Damit hat er sich freilich den Zorn des Klerus eingehandelt. Berlins Landesbischof Markus Dröge protestierte, das Diakonische Werk schloss sich dem Protest an. Man ahnt schon, dass mal wieder ein paar Funktionäre so tun werden, als würde der Stadt quasi das Herz herausgeschnitten, wie damals, als das völlig überschätzte Radio Multikulti abgeschaltet wurde. Die Mischung aus Unterhaltung und „kirchlichen Inhalten“ sei einzigartig, jammert Diakonie-Chefin Susanne Kahl-Passoth. Natürlich zieht sie auch das immer gern genommene Killerargument mit den Arbeitsplätzen hervor. Nach ihrer Zählung sind es 64 Jobs, die wegfallen würden. Dass die dann anderswo neu entstehen, sagt sie natürlich nicht, weil es ihr darum nämlich gar nicht geht. Tatsächlich geht es ihr nur darum, der Kirchenlobby den eigenen Sender zu erhalten.

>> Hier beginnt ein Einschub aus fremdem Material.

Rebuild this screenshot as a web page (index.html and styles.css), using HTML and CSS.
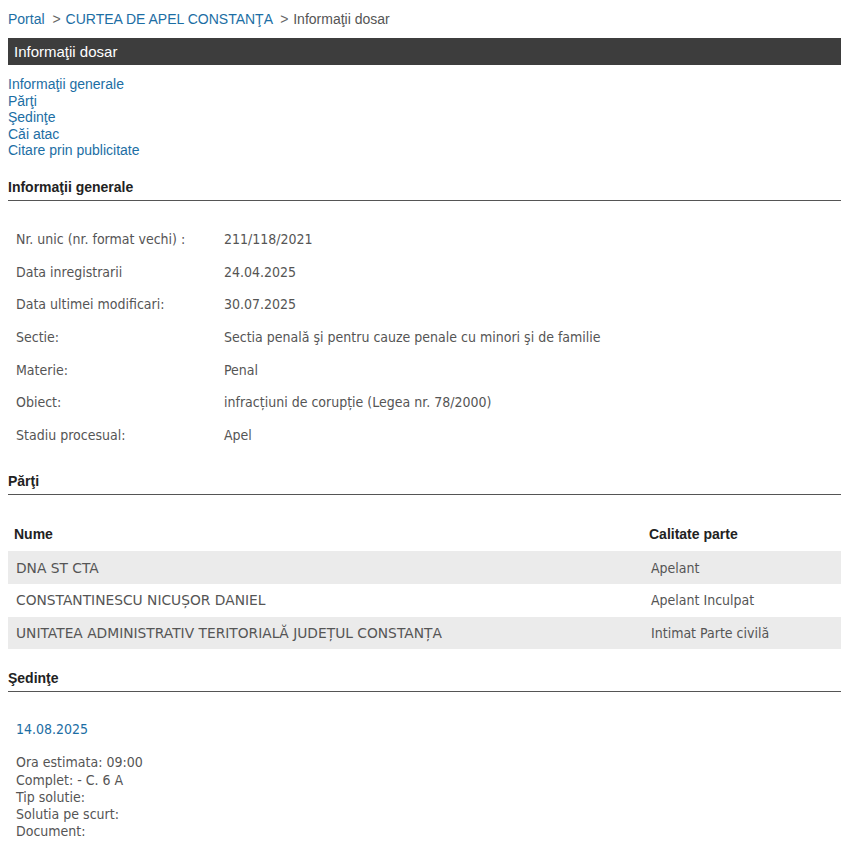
FILE: index.html
```html
<!DOCTYPE html>
<html lang="ro">
<head>
    <meta charset="UTF-8">
    <meta name="viewport" content="width=device-width, initial-scale=1.0">
    <title>Informaţii dosar</title>
    <link rel="stylesheet" href="styles.css">
</head>
<body>
    <div class="page">
        <div class="breadcrumb">
            <a href="#">Portal</a>
            <span class="sep">&gt;</span>
            <a href="#">CURTEA DE APEL CONSTANŢA</a>
            <span class="sep">&gt;</span>
            <span class="current">Informaţii dosar</span>
        </div>

        <div class="titlebar">Informaţii dosar</div>

        <ul class="toc">
            <li><a href="#generale">Informaţii generale</a></li>
            <li><a href="#parti">Părţi</a></li>
            <li><a href="#sedinte">Şedinţe</a></li>
            <li><a href="#cai">Căi atac</a></li>
            <li><a href="#citare">Citare prin publicitate</a></li>
        </ul>

        <h3 class="section" id="generale">Informaţii generale</h3>
        <table class="info">
            <tr><td class="label">Nr. unic (nr. format vechi) :</td><td>211/118/2021</td></tr>
            <tr><td class="label">Data inregistrarii</td><td>24.04.2025</td></tr>
            <tr><td class="label">Data ultimei modificari:</td><td>30.07.2025</td></tr>
            <tr><td class="label">Sectie:</td><td>Sectia penală şi pentru cauze penale cu minori şi de familie</td></tr>
            <tr><td class="label">Materie:</td><td>Penal</td></tr>
            <tr><td class="label">Obiect:</td><td>infracțiuni de corupție (Legea nr. 78/2000)</td></tr>
            <tr><td class="label">Stadiu procesual:</td><td>Apel</td></tr>
        </table>

        <h3 class="section" id="parti">Părţi</h3>
        <table class="parti">
            <thead>
                <tr><th>Nume</th><th class="col-calitate">Calitate parte</th></tr>
            </thead>
            <tbody>
                <tr><td class="nume">DNA ST CTA</td><td>Apelant</td></tr>
                <tr><td class="nume">CONSTANTINESCU NICUȘOR DANIEL</td><td>Apelant Inculpat</td></tr>
                <tr><td class="nume">UNITATEA ADMINISTRATIV TERITORIALĂ JUDEȚUL CONSTANȚA</td><td>Intimat Parte civilă</td></tr>
            </tbody>
        </table>

        <h3 class="section" id="sedinte">Şedinţe</h3>
        <div class="sedinta">
            <div class="sedinta-data">14.08.2025</div>
            <div class="sedinta-detalii">
                Ora estimata: 09:00<br>
                Complet: - C. 6 A<br>
                Tip solutie:<br>
                Solutia pe scurt:<br>
                Document:
            </div>
        </div>
    </div>
</body>
</html>
```

FILE: styles.css
```css
body {
    font-family: "Liberation Sans", Arial, sans-serif;
    font-size: 14px;
    margin: 8px;
    background-color: #fff;
    color: #555;
}
a {
    color: #1c6ea4;
    text-decoration: none;
}
.page {
    width: 833px;
}
.breadcrumb {
    padding-top: 3px;
    height: 27px;
    line-height: 17px;
    font-size: 14px;
}
.breadcrumb .sep {
    color: #666;
    margin: 0 1px 0 4px;
}
.breadcrumb .current {
    color: #555;
}
.titlebar {
    background-color: #3d3d3d;
    color: #fff;
    font-size: 15px;
    height: 27px;
    line-height: 27px;
    padding-left: 6px;
}
.toc {
    list-style: none;
    margin: 11px 0 0 0;
    padding: 0;
}
.toc li {
    line-height: 16.5px;
    font-size: 14px;
}
.section {
    margin: 0;
    font-size: 14px;
    font-weight: bold;
    color: #222;
    padding-bottom: 5px;
    border-bottom: 1px solid #555;
}
#generale {
    margin-top: 20px;
}
.info {
    font-family: "DejaVu Sans Condensed", "DejaVu Sans", sans-serif;
    font-size: 14px;
    border-collapse: collapse;
    margin: 22px 0 22px 0;
}
.info td {
    height: 32.7px;
    padding: 0 8px;
    vertical-align: middle;
}
.info .label {
    width: 192px;
}
.parti {
    width: 100%;
    border-collapse: collapse;
    margin: 22px 0 21px 0;
    font-family: "DejaVu Sans Condensed", "DejaVu Sans", sans-serif;
    font-size: 14px;
}
.parti th {
    font-family: "Liberation Sans", Arial, sans-serif;
    font-weight: bold;
    color: #222;
    text-align: left;
    padding: 0 6px;
    height: 34px;
}
.parti td {
    padding: 0 8px;
    height: 32.7px;
}
.parti td.nume {
    font-family: "DejaVu Sans", sans-serif;
    font-size: 13.8px;
}
.parti tbody tr:nth-child(odd) {
    background-color: #ebebeb;
}
.parti .col-calitate {
    width: 186px;
}
.sedinta {
    padding: 29px 8px 0 8px;
    font-family: "DejaVu Sans Condensed", "DejaVu Sans", sans-serif;
}
.sedinta-data {
    color: #1c6ea4;
    font-size: 14px;
    margin-bottom: 17px;
}
.sedinta-detalii {
    font-size: 14px;
    line-height: 17.25px;
}
```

Radio Paradiso ist ein typisches Beispiel dafür, wie in Deutschland eine Gesellschaft mit Scheinrealitäten irregeführt wird. In Presseerklärungen und in der Papierform wird ein Popanz aufgebaut, wird so getan, als betreibe man eine geradezu altruistische Nothilfe für die Leidenden dieser Welt. Schaltet man das Programm ein, hört man nichts davon, rein gar nichts. Die eine Realität ist die interne Gremienrealität, die andere ist das, was aus dem Lautsprecher tönt.

Gerade die evangelische Kirche ist darin ohnehin ziemlich gut. Die fröhliche Ex-Bischöfin Margot Käßmann feierte ihr Comeback beim Kirchentag in München typischerweise nicht mit theologischen Einsichten oder besonders gekonnter Verkündung, sondern mit der Aussage, die Pille sei ein „Geschenk Gottes“.  Dem mag man zustimmen oder nicht, aber mit Herrgott, Jesus Christus und dem Heiligen Geist hat das nichts zu tun. Eher mit dem eiligen Zeitgeist, dessen Flachheit sich auch im Paradiso-Programm spiegelt.

Da gefällt mir ein weiterer Satz von MABB-Direktor Hege viel besser: Dass nämlich auch andere mal eine Chance bekommen sollten. Die Entscheidung, Radio Paradiso abzuschalten, traf der Medienrat übrigens einstimmig.

Lemmer
Christoph Lemmer arbeitet als freier Journalist in Berlin.